Sure with olympic lifts you might not be getting enough direct work for you biceps and chest, but thats easily fixed by throwing in some bench press, and chinups.

I guess your right by saying there is no true full body lift, but the O-lifts come damn close.

Hey,

I use to be all into the “perfect” program trying to go by science and all.

I would draw up great programs that looked good on paper; but found that the real perfect program was one that i would follow even if it conflicted with science.

This is not to say that i try not to base my program on some type of science; but only saying that sometime there are mental motivation barriers that can form if you take a purely scientific approach.

I recently posted my routine here and everyone was saying i should put my deads on squat day. And you know, i agree with them …; but the problem is that i cant do squats and deads on the same day as it just drains me to the point where i do not even feel like working out because i know the physical drain its going put on me.

It looks great on paper having the squats on the same days as my deads; but man; mentally it just does not work for me.

I know from a scientific point of view my program is not the best; but the most important thing is to develop a program that “you” can do “consistently” as it is one that will work. I think the mental aspect is sometimes overlooked when developing a program.

dankid, no worries mate you didnt come across as a jerk just a little tense thats all :wink: I totaly agree the olympic lifts are about as much bang for your buck as you can get. I think the muscle snatch is an awsome variation thats under used but great for developing power.

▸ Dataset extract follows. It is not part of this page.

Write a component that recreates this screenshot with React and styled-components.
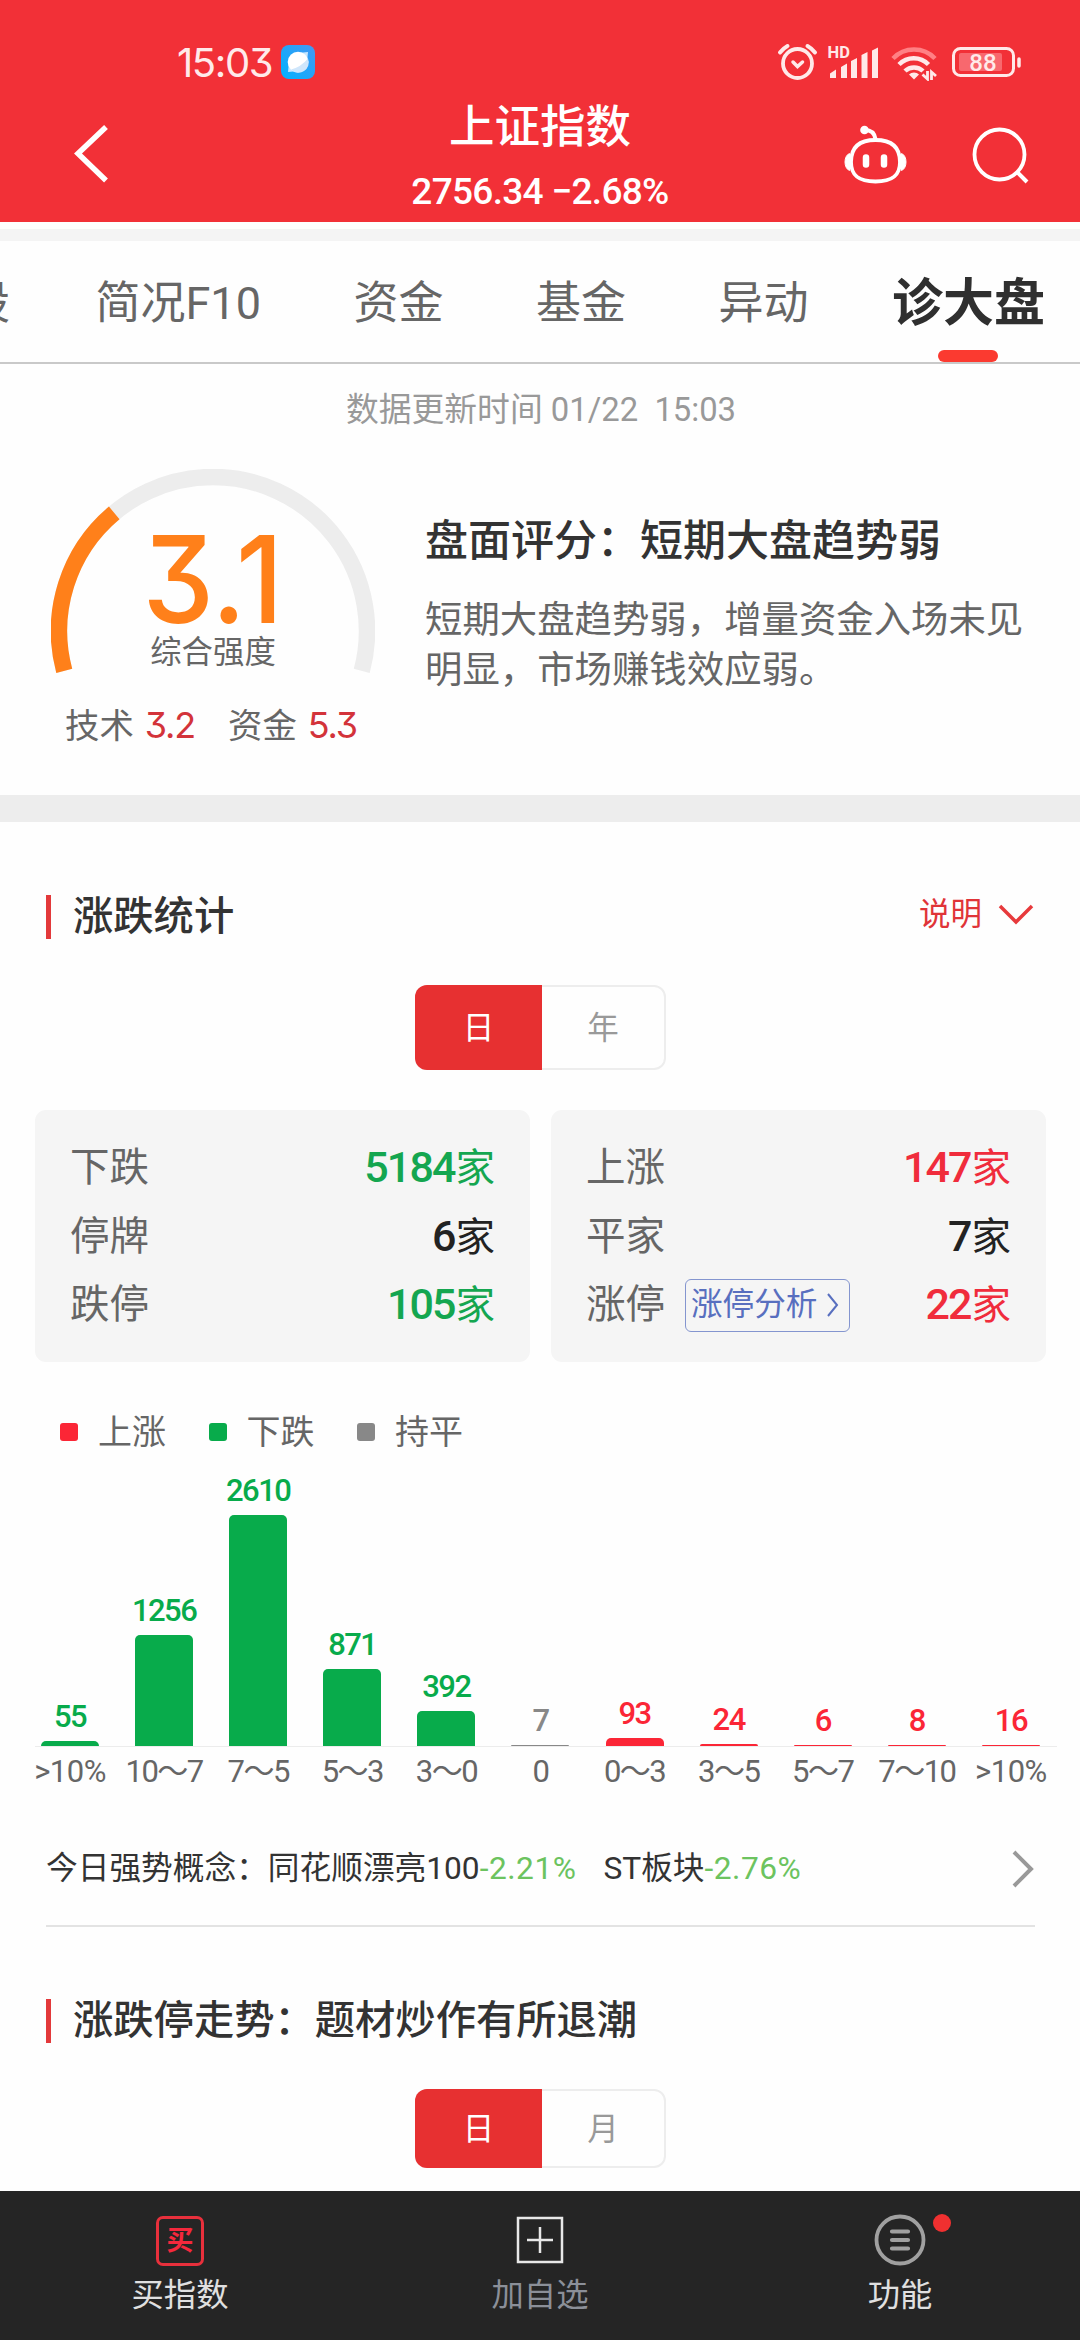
import React from "react";
import styled, { createGlobalStyle } from "styled-components";

const GlobalStyle = createGlobalStyle`
  * {
    box-sizing: border-box;
  }
  body {
    margin: 0;
    background: #fefefe;
    font-family: Roboto, "Noto Sans CJK SC", sans-serif;
    color: #333;
  }
`;

const Page = styled.div`
  width: 1080px;
  height: 2340px;
  display: flex;
  flex-direction: column;
  overflow: hidden;
  white-space: nowrap;
`;

/* ---------- header ---------- */

const Header = styled.header`
  height: 222px;
  flex: none;
  background: #f23037;
  color: #fff;
`;

const StatusBar = styled.div`
  height: 90px;
  padding: 34px 59px 0 177px;
  display: flex;
  justify-content: space-between;
`;

const StatusGroup = styled.div`
  height: 56px;
  display: flex;
  align-items: center;
`;

const Clock = styled.span`
  width: 104px;
  font-family: Inter, sans-serif;
  font-feature-settings: "cv09";
  font-size: 40px;
  line-height: 57px;
  letter-spacing: -1.4px;
  color: #ffeaea;
`;

const NavBar = styled.div`
  height: 132px;
  display: grid;
  grid-template-columns: 400px 280px 400px;
`;

const BackButton = styled.div`
  padding: 32px 0 0 72px;
`;

const Heading = styled.div`
  display: flex;
  flex-direction: column;
  align-items: center;
`;

const Title = styled.h1`
  margin: 10px 0 0;
  font-size: 45.5px;
  line-height: 55px;
  font-weight: 500;
`;

const Quote = styled.div`
  margin-top: 17px;
  font-size: 37px;
  line-height: 40px;
  font-weight: 500;
  letter-spacing: -0.7px;
`;

const NavActions = styled.div`
  display: flex;
  justify-content: flex-end;
  align-items: flex-start;
  padding: 33px 49px 0 0;
  gap: 62px;
`;

/* ---------- tabs ---------- */

const Strip = styled.div`
  height: 12px;
  margin-top: 7px;
  flex: none;
  background: #f4f4f4;
`;

const Tabs = styled.nav`
  height: 123px;
  flex: none;
  display: flex;
  justify-content: flex-end;
  gap: 92.5px;
  padding-right: 35px;
  border-bottom: 2px solid #c9c9c9;
`;

const Tab = styled.div`
  flex: none;
  height: 121px;
  margin-left: ${p => (p.$active ? -9 : 0)}px;
  display: flex;
  flex-direction: column;
  align-items: center;
  justify-content: space-between;
  font-size: ${p => (p.$active ? 51 : 45)}px;
  font-weight: ${p => (p.$active ? 700 : 400)};
  line-height: 126px;
  color: ${p => (p.$active ? "#2f2f2f" : "#666")};

  &:first-child {
    margin-right: -7px;
  }
`;

const Underline = styled.i`
  width: 60px;
  height: 12px;
  flex: none;
  margin-top: -17px;
  border-radius: 6px;
  background: #fb3a30;
`;

/* ---------- score ---------- */

const Updated = styled.div`
  height: 92px;
  flex: none;
  padding-left: 2px;
  text-align: center;
  font-size: 32.8px;
  line-height: 93px;
  white-space: pre;
  color: #999;
`;

const Score = styled.section`
  height: 339px;
  flex: none;
  display: flex;
`;

const ScoreLeft = styled.div`
  width: 425px;
  padding-top: 13px;
`;

const GaugeBox = styled.div`
  position: relative;
  width: 324px;
  height: 207px;
  margin-left: 51px;
`;

const GaugeText = styled.div`
  position: absolute;
  inset: 55px 0 0;
  display: flex;
  flex-direction: column;
  align-items: center;
`;

const GaugeValue = styled.div`
  height: 110px;
  font-family: Inter, sans-serif;
  font-feature-settings: "cv09";
  font-size: 121px;
  line-height: 110px;
  font-weight: 500;
  color: #ff801a;
  transform: scaleX(0.94);
`;

const GaugeLabel = styled.div`
  font-size: 31.4px;
  line-height: 38px;
  color: #666;
`;

const SubScores = styled.div`
  display: flex;
  margin-top: 30px;
  padding-left: 65px;
  font-size: 34.4px;
  line-height: 40px;
  color: #666;
`;

const SubScore = styled.div`
  width: 163px;
  display: flex;
  gap: 11px;

  b {
    font-family: Inter, sans-serif;
    font-feature-settings: "cv09";
    font-weight: 400;
    font-size: 36px;
    line-height: 39px;
    letter-spacing: -1.2px;
    color: #d3333a;
  }
`;

const ScoreRight = styled.div`
  padding-top: 57px;
`;

const Verdict = styled.h2`
  margin: 0;
  font-size: 43px;
  line-height: 56px;
  font-weight: 500;
`;

const Summary = styled.p`
  width: 604px;
  margin: 26px 0 0;
  white-space: normal;
  font-size: 37.4px;
  line-height: 50px;
  color: #666;
`;

const Divider = styled.div`
  height: 27px;
  flex: none;
  background: #ededed;
`;

/* ---------- sections ---------- */

const SectionHead = styled.div`
  height: 44px;
  flex: none;
  margin: ${p => p.$top}px 46px 0;
  padding-left: 22px;
  display: flex;
  align-items: center;
  justify-content: space-between;
  border-left: 5px solid #e3393b;
`;

const SectionTitle = styled.h2`
  margin: 0;
  font-size: 40.3px;
  line-height: 44px;
  font-weight: 500;
`;

const Explain = styled.div`
  display: flex;
  align-items: center;
  gap: 16px;
  margin-top: -4px;
  font-size: 31.5px;
  line-height: 44px;
  color: #e03438;
`;

const Switcher = styled.div`
  width: 251px;
  height: ${p => p.$height}px;
  flex: none;
  margin: 46px 0 0 415px;
  display: flex;
  border: 2px solid #ededed;
  border-radius: 12px;
`;

const SwitchItem = styled.div`
  flex: 1;
  display: flex;
  align-items: center;
  justify-content: center;
  padding-bottom: 5px;
  font-size: 31.5px;
  color: #999;

  ${p =>
    p.$active &&
    `
    flex: none;
    width: 127px;
    margin: -2px 0 -2px -2px;
    border-radius: 12px 0 0 12px;
    background: #e73031;
    color: #fff;
  `}
`;

const Cards = styled.div`
  margin: 40px 34px 0 35px;
  height: 252px;
  flex: none;
  display: grid;
  grid-template-columns: 1fr 1fr;
  gap: 21px;
`;

const Card = styled.div`
  padding: 24px 35px 22px;
  border-radius: 11px;
  background: #f5f5f5;
`;

const CardRow = styled.div`
  height: 68.5px;
  display: flex;
  align-items: center;
  font-size: 39.5px;
  line-height: 68px;
  color: #666;
`;

const Count = styled.span`
  margin-left: auto;
  color: ${p => p.$color};

  b {
    font-size: 43px;
    font-weight: 500;
    letter-spacing: -1.9px;
    margin-right: 1px;
  }
`;

const LinkButton = styled.div`
  height: 53px;
  width: 165px;
  margin-left: 20px;
  padding-left: 5px;
  display: flex;
  align-items: center;
  gap: 10px;
  border: 1.5px solid #8495cf;
  border-radius: 6px;
  font-size: 31.6px;
  line-height: 50px;
  color: #586fbf;
`;

const Legend = styled.div`
  height: 40px;
  flex: none;
  margin: 50px 0 0 60px;
  display: flex;
`;

const LegendItem = styled.div`
  width: 148.5px;
  display: flex;
  align-items: center;
  gap: 20px;
  font-size: 34px;
  line-height: 40px;
  color: #666;

  &::before {
    content: "";
    width: 18px;
    height: 18px;
    border-radius: 3px;
    background: ${p => p.$color};
  }
`;

/* ---------- chart ---------- */

const Chart = styled.div`
  height: 340px;
  flex: none;
  margin: 0 22px 0 23px;
  display: grid;
  grid-template-columns: repeat(11, 1fr);
  background: linear-gradient(#ececec, #ececec) 12px 294px / 1022px 1px no-repeat;
`;

const Column = styled.div`
  display: flex;
  flex-direction: column;
  align-items: center;
  justify-content: flex-end;
  font-size: 31px;
`;

const BarValue = styled.div`
  height: 30px;
  margin-bottom: 9px;
  line-height: 30px;
  font-weight: 500;
  letter-spacing: -1.5px;
  color: ${p => p.$color};
`;

const Bar = styled.div`
  width: 58px;
  border-radius: 5px 5px 0 0;
  background: ${p => p.$color};
`;

const Range = styled.div`
  height: 46px;
  line-height: 51px;
  letter-spacing: ${p => (p.$edge ? -0.5 : -1.5)}px;
  color: #666;
`;

/* ---------- concepts ---------- */

const Concepts = styled.div`
  height: 115px;
  flex: none;
  margin: 20px 45px 0 46px;
  display: flex;
  align-items: center;
  justify-content: space-between;
  border-bottom: 2px solid #e3e3e3;
  font-size: 31.7px;
  line-height: 40px;
  color: #333;
`;

const ConceptText = styled.div`
  margin-top: 0;
`;

const Change = styled.span`
  margin-right: 27px;
  letter-spacing: 0.5px;
  color: #6cc35f;
`;

/* ---------- bottom bar ---------- */

const BottomBar = styled.footer`
  height: 149px;
  flex: none;
  margin-top: auto;
  display: grid;
  grid-template-columns: repeat(3, 1fr);
  background: #252525;
`;

const BottomItem = styled.div`
  display: flex;
  flex-direction: column;
  align-items: center;
  padding-top: 23px;
  font-size: 32.3px;
  line-height: 40px;
  color: ${p => p.$color};

  svg {
    overflow: visible;
    margin-bottom: 10px;
  }
`;

const BuyIcon = styled.span`
  width: 48px;
  height: 50px;
  margin: 2px 0 9px;
  border: 3px solid #e8303c;
  border-radius: 7px;
  text-align: center;
  font-size: 27px;
  line-height: 44px;
  font-weight: 700;
  color: #f5283c;
`;

const green = "#08ab4b";
const red = "#fb2636";
const grey = "#888";

const tabs = ["个股", "简况F10", "资金", "基金", "异动"];

const columns = [
  { value: 55, height: 5, range: ">10%", color: green },
  { value: 1256, height: 111, range: "10～7", color: green },
  { value: 2610, height: 231, range: "7～5", color: green },
  { value: 871, height: 77, range: "5～3", color: green },
  { value: 392, height: 35, range: "3～0", color: green },
  { value: 7, height: 1.5, range: "0", color: grey },
  { value: 93, height: 8, range: "0～3", color: red },
  { value: 24, height: 2, range: "3～5", color: red },
  { value: 6, height: 1.5, range: "5～7", color: red },
  { value: 8, height: 1.5, range: "7～10", color: red },
  { value: 16, height: 1.5, range: ">10%", color: red },
];

const AppBadge = () => (
  <svg width="34" height="34" viewBox="0 0 34 34">
    <defs>
      <linearGradient id="badge" x1="1" y1="0" x2="0" y2="1">
        <stop offset="0" stopColor="#4597f2" />
        <stop offset="1" stopColor="#00b2ff" />
      </linearGradient>
    </defs>
    <rect width="34" height="34" rx="8" fill="url(#badge)" />
    <path d="M7 27l1-10 10 9zM27 7l-10 1 9 9z" fill="#c9e8ff" />
    <circle cx="17" cy="17" r="10.3" fill="#fff" />
    <path d="M27 13.5A10.3 10.3 0 0 1 10 24.5Q20 22 27 13.5z" fill="#cfe6fb" />
  </svg>
);

const StatusIcons = () => (
  <svg width="244" height="38" viewBox="777 43 244 38" fill="none" stroke="#ffe9e9">
    <circle cx="797.5" cy="63.5" r="14.5" strokeWidth="3.8" />
    <path d="M793 62l4.500 4.500 5-4.500" strokeWidth="3.5" strokeLinecap="round" />
    <path d="M780 52.500q3-4 7.500-6.500M815 52.500q-3-4-7.500-6.500" strokeWidth="4" strokeLinecap="round" />
    <text
      x="827.5"
      y="58.3"
      fontSize="16.5"
      fontWeight="700"
      fontFamily="Roboto"
      fill="#ffe9e9"
      stroke="none"
    >
      HD
    </text>
    <path
      d="M830 78v-4.500l6-4V78zM841 78V67l6-3.500V78zM851 78V61l6-3V78zM861.500 78V55l6-3V78zM872 78V50.500l6-3V78z"
      fill="#ffe9e9"
      stroke="none"
    />
    <path d="M893 58.500a29 29 0 0 1 42 0" strokeWidth="4.5" stroke="#ff8084" />
    <path d="M899 64.500a20.500 20.500 0 0 1 29.500 0" strokeWidth="4.5" />
    <path d="M905 71a13 13 0 0 1 18 0" strokeWidth="4.5" />
    <path d="M909 74.500a7 7 0 0 1 10 0l-5 5z" fill="#ffe9e9" stroke="none" />
    <path d="M927.500 71v8l-5-4.500M931.500 80v-8l4.500 4" strokeWidth="2.8" />
    <rect x="953.5" y="48.5" width="60" height="27" rx="7" strokeWidth="3" />
    <rect x="959" y="53" width="43" height="18" rx="2" fill="#f8686e" stroke="none" />
    <path d="M1019 59v7" strokeWidth="3.5" strokeLinecap="round" />
    <text
      x="983"
      y="70.5"
      fontSize="24"
      fontWeight="500"
      fontFamily="Roboto"
      textAnchor="middle"
      fill="#ffeaea"
      stroke="none"
    >
      88
    </text>
  </svg>
);

const RobotIcon = () => (
  <svg width="68" height="62" viewBox="841 123 68 62" fill="none" stroke="#fff">
    <path
      d="M875.500 140C891 140 900 147 900 162C900 176 892 181.500 875.500 181.500C859 181.500 851 176 851 162C851 147 860 140 875.500 140z"
      strokeWidth="3.8"
    />
    <path d="M849.500 153.500c-6 2-6 15 0 17zM901.500 153.500c6 2 6 15 0 17z" fill="#fff" strokeWidth="1" />
    <path d="M866 157.500v7M884 157.500v7" strokeWidth="6.5" strokeLinecap="round" />
    <path d="M865 130q9 0 10.500 9" strokeWidth="4" />
    <circle cx="864.5" cy="130" r="4.3" fill="#fff" stroke="none" />
  </svg>
);

const SearchIcon = () => (
  <svg width="60" height="62" viewBox="971 123 60 62" fill="none" stroke="#fff">
    <circle cx="999.5" cy="154.5" r="25" strokeWidth="3.8" />
    <path d="M1017 172l10 10" strokeWidth="4" />
  </svg>
);

// semicircle plus 15 degrees on either side, filled up to score / 10
const Gauge = ({ score }) => {
  const point = deg => {
    const a = (deg * Math.PI) / 180;
    return `${162 - 154 * Math.cos(a)} ${162 - 154 * Math.sin(a)}`;
  };
  const stop = -15 + 21 * score;
  return (
    <svg width="324" height="207" viewBox="0 0 324 207" fill="none" strokeWidth="16.5">
      <path d={`M${point(-15)}A154 154 0 1 1 ${point(195)}`} stroke="#ededed" />
      <path d={`M${point(-15)}A154 154 0 0 1 ${point(stop)}`} stroke="#ff801a" />
    </svg>
  );
};

const Switch = ({ items, height }) => (
  <Switcher $height={height}>
    {items.map((item, i) => (
      <SwitchItem key={item} $active={i === 0}>
        {item}
      </SwitchItem>
    ))}
  </Switcher>
);

const Stat = ({ label, count, color, children }) => (
  <CardRow>
    {label}
    {children}
    <Count $color={color}>
      <b>{count}</b>家
    </Count>
  </CardRow>
);

export default () => (
  <Page>
    <GlobalStyle />
    <Header>
      <StatusBar>
        <StatusGroup>
          <Clock>15:03</Clock>
          <AppBadge />
        </StatusGroup>
        <StatusGroup>
          <StatusIcons />
        </StatusGroup>
      </StatusBar>
      <NavBar>
        <BackButton>
          <svg width="40" height="62" viewBox="72 122 40 62" fill="none" stroke="#fff">
            <path d="M106 127L78 153.500l28 27" strokeWidth="5.5" />
          </svg>
        </BackButton>
        <Heading>
          <Title>上证指数</Title>
          <Quote>2756.34 −2.68%</Quote>
        </Heading>
        <NavActions>
          <RobotIcon />
          <SearchIcon />
        </NavActions>
      </NavBar>
    </Header>

    <Strip />
    <Tabs>
      {tabs.map(tab => (
        <Tab key={tab}>{tab}</Tab>
      ))}
      <Tab $active>
        诊大盘
        <Underline />
      </Tab>
    </Tabs>

    <Updated>{"数据更新时间 01/22  15:03"}</Updated>
    <Score>
      <ScoreLeft>
        <GaugeBox>
          <Gauge score={3.1} />
          <GaugeText>
            <GaugeValue>3.1</GaugeValue>
            <GaugeLabel>综合强度</GaugeLabel>
          </GaugeText>
        </GaugeBox>
        <SubScores>
          <SubScore>
            技术<b>3.2</b>
          </SubScore>
          <SubScore>
            资金<b>5.3</b>
          </SubScore>
        </SubScores>
      </ScoreLeft>
      <ScoreRight>
        <Verdict>盘面评分：短期大盘趋势弱</Verdict>
        <Summary>短期大盘趋势弱，增量资金入场未见明显，市场赚钱效应弱。</Summary>
      </ScoreRight>
    </Score>
    <Divider />

    <SectionHead $top={73}>
      <SectionTitle>涨跌统计</SectionTitle>
      <Explain>
        说明
        <svg width="36" height="24" viewBox="0 0 36 24" fill="none" stroke="#e73a3c">
          <path d="M2 3l16 16L34 3" strokeWidth="3.5" />
        </svg>
      </Explain>
    </SectionHead>
    <Switch items={["日", "年"]} height={85} />

    <Cards>
      <Card>
        <Stat label="下跌" count={5184} color="#14a650" />
        <Stat label="停牌" count={6} color="#222" />
        <Stat label="跌停" count={105} color="#14a650" />
      </Card>
      <Card>
        <Stat label="上涨" count={147} color="#f02c3c" />
        <Stat label="平家" count={7} color="#222" />
        <Stat label="涨停" count={22} color="#f02c3c">
          <LinkButton>
            涨停分析
            <svg width="12" height="24" viewBox="0 0 12 24" fill="none" stroke="#586fbf">
              <path d="M1 1l9 11-9 11" strokeWidth="2" />
            </svg>
          </LinkButton>
        </Stat>
      </Card>
    </Cards>

    <Legend>
      <LegendItem $color={red}>上涨</LegendItem>
      <LegendItem $color={green}>下跌</LegendItem>
      <LegendItem $color={grey}>持平</LegendItem>
    </Legend>

    <Chart>
      {columns.map((col, i) => (
        <Column key={i}>
          <BarValue $color={col.color}>{col.value}</BarValue>
          <Bar $color={col.color} style={{ height: col.height }} />
          <Range $edge={col.range === ">10%"}>{col.range}</Range>
        </Column>
      ))}
    </Chart>

    <Concepts>
      <ConceptText>
        今日强势概念：同花顺漂亮100<Change>-2.21%</Change>
        ST板块<Change>-2.76%</Change>
      </ConceptText>
      <svg width="24" height="38" viewBox="0 0 24 38" fill="none" stroke="#999">
        <path d="M3 2l17 17L3 36" strokeWidth="4" />
      </svg>
    </Concepts>

    <SectionHead $top={72}>
      <SectionTitle>涨跌停走势：题材炒作有所退潮</SectionTitle>
    </SectionHead>
    <Switch items={["日", "月"]} height={79} />

    <BottomBar>
      <BottomItem $color="#e0e0e0">
        <BuyIcon>买</BuyIcon>
        买指数
      </BottomItem>
      <BottomItem $color="#8b8f98">
        <svg width="52" height="51" viewBox="514 2215 52 51" fill="none" stroke="#e8e8e8">
          <rect x="518" y="2219" width="44" height="44" strokeWidth="2.5" />
          <path d="M527 2241h26M540 2228v26" strokeWidth="2.5" />
        </svg>
        加自选
      </BottomItem>
      <BottomItem $color="#e0e0e0">
        <svg width="52" height="51" viewBox="874 2215 52 51" fill="none" stroke="#a0a0a0">
          <circle cx="900" cy="2241" r="23.5" strokeWidth="3.8" />
          <path d="M892 2232.500h16M892 2241h16M892 2249.500h16" strokeWidth="4.2" strokeLinecap="round" />
          <circle cx="942" cy="2224" r="9" fill="#f03030" stroke="none" />
        </svg>
        功能
      </BottomItem>
    </BottomBar>
  </Page>
);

ds77, Im with you on the program thing 100% if you dont get fired up about doing it then your not gonna give it your all and the results will be second rate. Better to do an average routine with everything you’ve got than do a great routine half assed.

Im not saying I wont change programs again I just think from now on whatever I do will be simple and something I enjoy doing and am motivated to realy go to town on.